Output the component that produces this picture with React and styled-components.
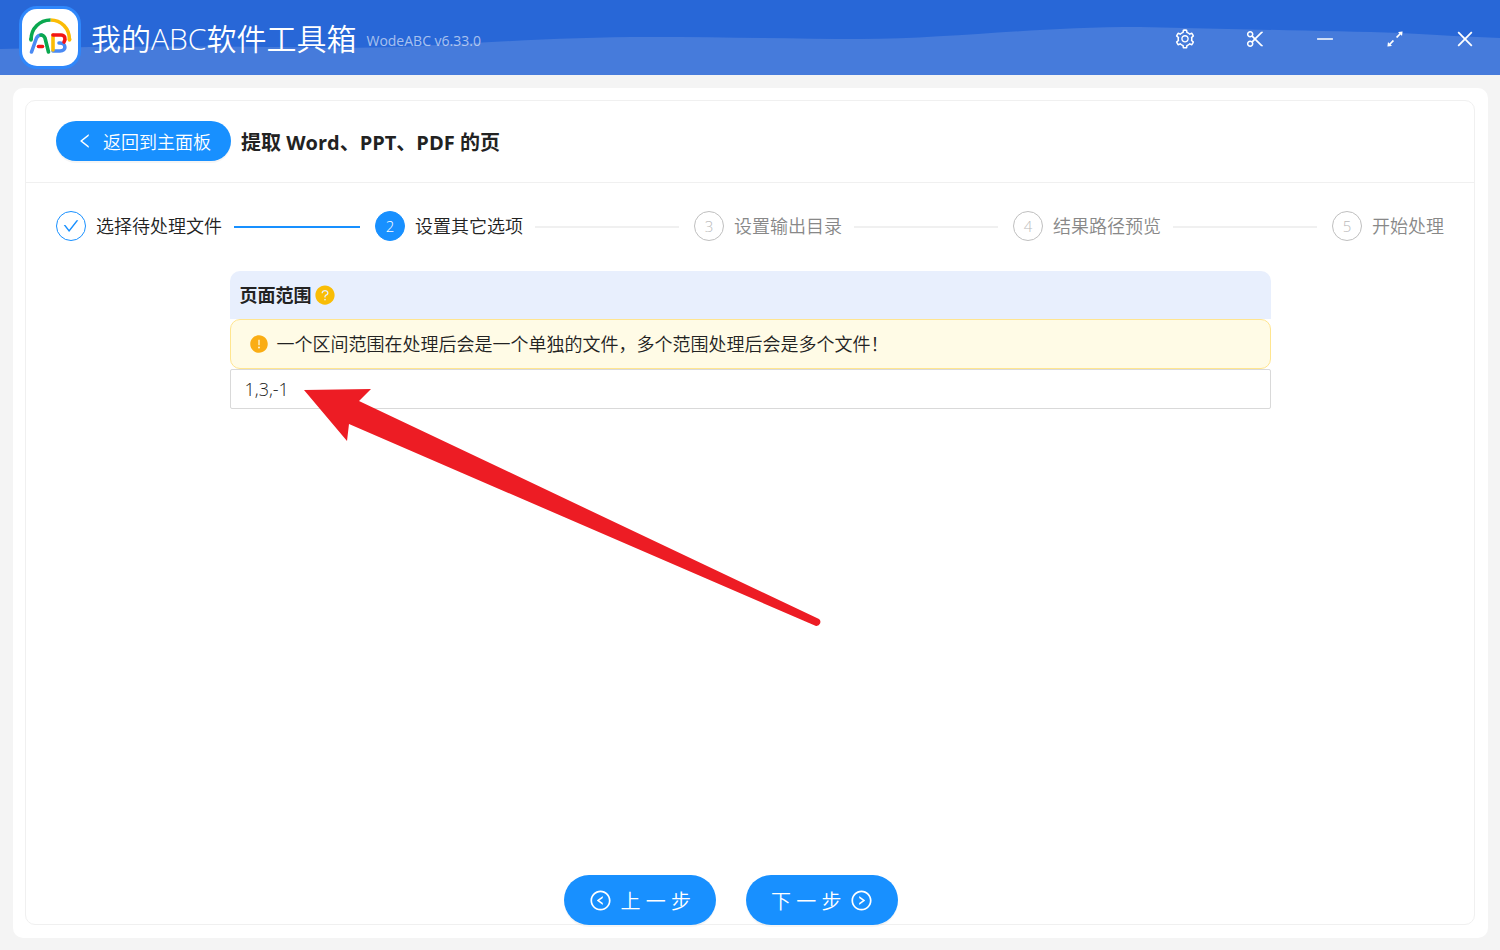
import React, { useState } from 'react';
import styled, { createGlobalStyle } from 'styled-components';
import {
  AiFillExclamationCircle,
  AiFillQuestionCircle,
  AiOutlineArrowsAlt,
  AiOutlineCheck,
  AiOutlineClose,
  AiOutlineLeft,
  AiOutlineLeftCircle,
  AiOutlineMinus,
  AiOutlineRightCircle,
  AiOutlineScissor,
  AiOutlineSetting,
} from 'react-icons/ai';

const windowActions = [
  { name: '设置', icon: <AiOutlineSetting /> },
  { name: '截图', icon: <AiOutlineScissor /> },
  { name: '最小化', icon: <AiOutlineMinus /> },
  { name: '最大化', icon: <AiOutlineArrowsAlt /> },
  { name: '关闭', icon: <AiOutlineClose /> },
];

const steps = ['选择待处理文件', '设置其它选项', '设置输出目录', '结果路径预览', '开始处理'];

const CURRENT_STEP = 1;

function stepStatus(index) {
  if (index < CURRENT_STEP) return 'finish';
  return index === CURRENT_STEP ? 'process' : 'wait';
}

function Logo() {
  return (
    <LogoBox>
      <svg viewBox="0 0 56 57" width="56" height="57" fill="none" strokeLinecap="round" strokeLinejoin="round" aria-hidden="true">
        <g strokeWidth="3.6">
          <path d="M47.5 31C47.5 19 39 11 28.500 11" stroke="#fbbc05" strokeLinecap="butt" />
          <path d="M47.500 31v-1" stroke="#fbbc05" />
          <path d="M9 31C9 19 18 11 28.500 11" stroke="#0aa84f" strokeLinecap="butt" />
          <path d="M9 31v-1" stroke="#0aa84f" />
          <path d="M31 42h7c7 0 6-8 0-8h-1" stroke="#4a8af4" />
          <path d="M31 26v15" stroke="#fbbc05" />
          <path d="M31 26h8c4 0 5 4 3 7" stroke="#f31414" />
          <path d="M9.500 43l5-14c1-2 3-3 5-3" stroke="#4a8af4" />
          <path d="M19 26c2 0 3 1 4 3l3.500 14" stroke="#0aa84f" />
          <path d="M16.500 37.500h4" stroke="#f31414" />
        </g>
      </svg>
    </LogoBox>
  );
}

function TitleBar() {
  return (
    <Bar>
      <Wave viewBox="0 0 1500 75" preserveAspectRatio="none" aria-hidden="true">
        <path d="M0 49C90 46 200 46 280 47C330 48 360 48 400 47C480 43 560 37 650 37C730 37 800 39 860 39C950 39 1030 27 1140 27C1230 29 1330 31 1400 33C1440 35 1470 37 1500 38V75H0Z" />
      </Wave>
      <Logo />
      <AppName>我的ABC软件工具箱</AppName>
      <Version>WodeABC v6.33.0</Version>
      <WindowActions>
        {windowActions.map(({ name, icon }) => (
          <WindowButton key={name} type="button" aria-label={name}>{icon}</WindowButton>
        ))}
      </WindowActions>
    </Bar>
  );
}

function App() {
  const [range, setRange] = useState('1,3,-1');

  return (
    <>
      <GlobalStyle />
      <Page>
        <TitleBar />
        <Outer>
          <Card>
            <CardHeader>
              <BackButton type="button">
                <AiOutlineLeft />
                返回到主面板
              </BackButton>
              <Title>提取 Word、PPT、PDF 的页</Title>
            </CardHeader>
            <Content>
              <Steps>
                {steps.map((label, index) => (
                  <Step key={label} $status={stepStatus(index)}>
                    <StepIcon $status={stepStatus(index)}>
                      {index < CURRENT_STEP ? <AiOutlineCheck /> : index + 1}
                    </StepIcon>
                    <span>{label}</span>
                    {index < steps.length - 1 && <StepLine $done={index < CURRENT_STEP} />}
                  </Step>
                ))}
              </Steps>
              <Form>
                <FieldHeader>
                  <label htmlFor="page-range">页面范围</label>
                  <AiFillQuestionCircle />
                </FieldHeader>
                <Notice>
                  <AiFillExclamationCircle />
                  一个区间范围在处理后会是一个单独的文件，多个范围处理后会是多个文件！
                </Notice>
                <RangeInput
                  id="page-range"
                  type="text"
                  value={range}
                  onChange={(e) => setRange(e.target.value)}
                />
                <Pointer viewBox="304 388 520 242" width="520" height="242" aria-hidden="true">
                  <path d="M304 390L371 389L359 401L819 619A4 4 0 0 1 816 626L349 424L347 441Z" />
                </Pointer>
              </Form>
            </Content>
            <Footer>
              <StepButton type="button">
                <AiOutlineLeftCircle />
                上 一 步
              </StepButton>
              <StepButton type="button">
                下 一 步
                <AiOutlineRightCircle />
              </StepButton>
            </Footer>
          </Card>
        </Outer>
      </Page>
    </>
  );
}

export default App;

const GlobalStyle = createGlobalStyle`
  * {
    box-sizing: border-box;
  }
  body {
    margin: 0;
    background-color: #f4f4f4;
  }
  body, button, input {
    font-family: "Open Sans", "Noto Sans CJK SC", sans-serif;
    font-weight: 350;
  }
  button {
    cursor: pointer;
  }
  svg {
    flex-shrink: 0;
  }
`;

const Page = styled.div`
  display: flex;
  flex-direction: column;
  min-height: 100vh;
  color: #222;
  font-size: 18px;
  line-height: 28px;
`;

const Bar = styled.header`
  position: relative;
  display: flex;
  align-items: center;
  height: 75px;
  padding-left: 19px;
  background-color: #2867d7;
  color: #fff;
  > * {
    position: relative;
  }
`;

const Wave = styled.svg`
  && {
    position: absolute;
  }
  inset: 0;
  width: 100%;
  height: 100%;
  fill: #467bdb;
`;

const LogoBox = styled.div`
  display: flex;
  border: 3px solid #2f87fb;
  border-radius: 18px;
  background-color: #2f87fb;
  svg {
    border-radius: 15px;
    background-color: #fff;
  }
`;

const AppName = styled.h1`
  margin: 0 10px;
  padding-top: 2px;
  font-size: 30px;
  font-weight: 350;
  line-height: 40px;
  white-space: nowrap;
`;

const Version = styled.span`
  padding-top: 6px;
  font-size: 14px;
  font-weight: 400;
  line-height: 20px;
  color: rgba(255, 255, 255, 0.6);
`;

const WindowActions = styled.div`
  display: flex;
  height: 100%;
  margin-left: auto;
`;

const WindowButton = styled.button`
  display: flex;
  align-items: center;
  justify-content: center;
  width: 70px;
  padding: 2px 0 0;
  border: none;
  background: none;
  color: #fff;
  font-size: 22px;
`;

const Outer = styled.main`
  display: flex;
  flex: 1;
  margin: 13px 12px 12px 13px;
  padding: 12px 13px 13px 12px;
  border-radius: 10px;
  background-color: #fff;
`;

const Card = styled.section`
  display: flex;
  flex: 1;
  flex-direction: column;
  min-width: 0;
  border: 1px solid #f0f0f0;
  border-radius: 10px;
`;

const CardHeader = styled.header`
  display: flex;
  align-items: center;
  gap: 10px;
  padding: 20px 30px 21px;
  border-bottom: 1px solid #f0f0f0;
`;

const RoundButton = styled.button`
  display: flex;
  align-items: center;
  justify-content: center;
  border: none;
  border-radius: 25px;
  background-color: #1890ff;
  box-shadow: 0 2px 0 rgba(0, 0, 0, 0.04);
  color: #fff;
  white-space: nowrap;
`;

const BackButton = styled(RoundButton)`
  gap: 9px;
  height: 40px;
  padding: 0 20px;
  font-size: 18px;
`;

const Title = styled.h2`
  margin: 0;
  padding-top: 4px;
  font-size: 20px;
  font-weight: 700;
`;

const Content = styled.div`
  flex: 1;
  padding: 28px 30px;
`;

const Steps = styled.ol`
  display: flex;
  margin: 0;
  padding: 0;
  list-style: none;
`;

const Step = styled.li`
  display: flex;
  flex: 1;
  align-items: center;
  gap: 10px;
  white-space: nowrap;
  color: ${({ $status }) => ($status === 'wait' ? '#888' : '#222')};
  &:last-child {
    flex: none;
  }
`;

const StepIcon = styled.span`
  display: flex;
  align-items: center;
  justify-content: center;
  width: 30px;
  height: 30px;
  border: 1px solid ${({ $status }) => ($status === 'wait' ? '#bfbfbf' : '#1890ff')};
  border-radius: 50%;
  background-color: ${({ $status }) => ($status === 'process' ? '#1890ff' : '#fff')};
  color: ${({ $status }) => ({ finish: '#1890ff', process: '#fff', wait: '#bbb' })[$status]};
  font-size: 15px;
  svg {
    font-size: 18px;
  }
`;

const StepLine = styled.span`
  flex: 1;
  height: 2px;
  margin: 2px 15px 0 2px;
  background-color: ${({ $done }) => ($done ? '#1890ff' : '#f0f0f0')};
`;

const Form = styled.form`
  position: relative;
  width: 75%;
  margin: 30px auto 0;
`;

const FieldHeader = styled.div`
  display: flex;
  align-items: center;
  gap: 2px;
  height: 48px;
  padding: 0 10px;
  border-radius: 10px 10px 0 0;
  background-color: #e8effd;
  font-weight: 700;
  svg {
    color: #f9bd06;
    font-size: 22px;
  }
`;

const Notice = styled.div`
  display: flex;
  align-items: center;
  gap: 8px;
  padding: 10px 18px;
  border: 1px solid #ffe58f;
  border-radius: 10px;
  background-color: #fffbe6;
  svg {
    color: #faad14;
    font-size: 20px;
  }
`;

const RangeInput = styled.input`
  display: block;
  width: 100%;
  height: 40px;
  padding: 0 14px;
  border: 1px solid #d9d9d9;
  border-radius: 2px;
  background-color: #fff;
  color: #222;
  font-size: 18px;
`;

/* red arrow laid over the form, its tip next to the range value */
const Pointer = styled.svg`
  position: absolute;
  top: 117px;
  left: 74px;
  fill: #ed1c24;
  pointer-events: none;
`;

const Footer = styled.footer`
  display: flex;
  justify-content: center;
  gap: 30px;
  margin-bottom: -1px;
  padding-right: 38px;
`;

const StepButton = styled(RoundButton)`
  gap: 9px;
  height: 50px;
  padding: 0 25px;
  font-size: 20px;
  svg {
    font-size: 23px;
  }
`;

**Short problem:**
Extract all lines containing the word "components".

**Response to the task:**
Output the component that produces this picture with React and styled-components.
import styled, { createGlobalStyle } from 'styled-components';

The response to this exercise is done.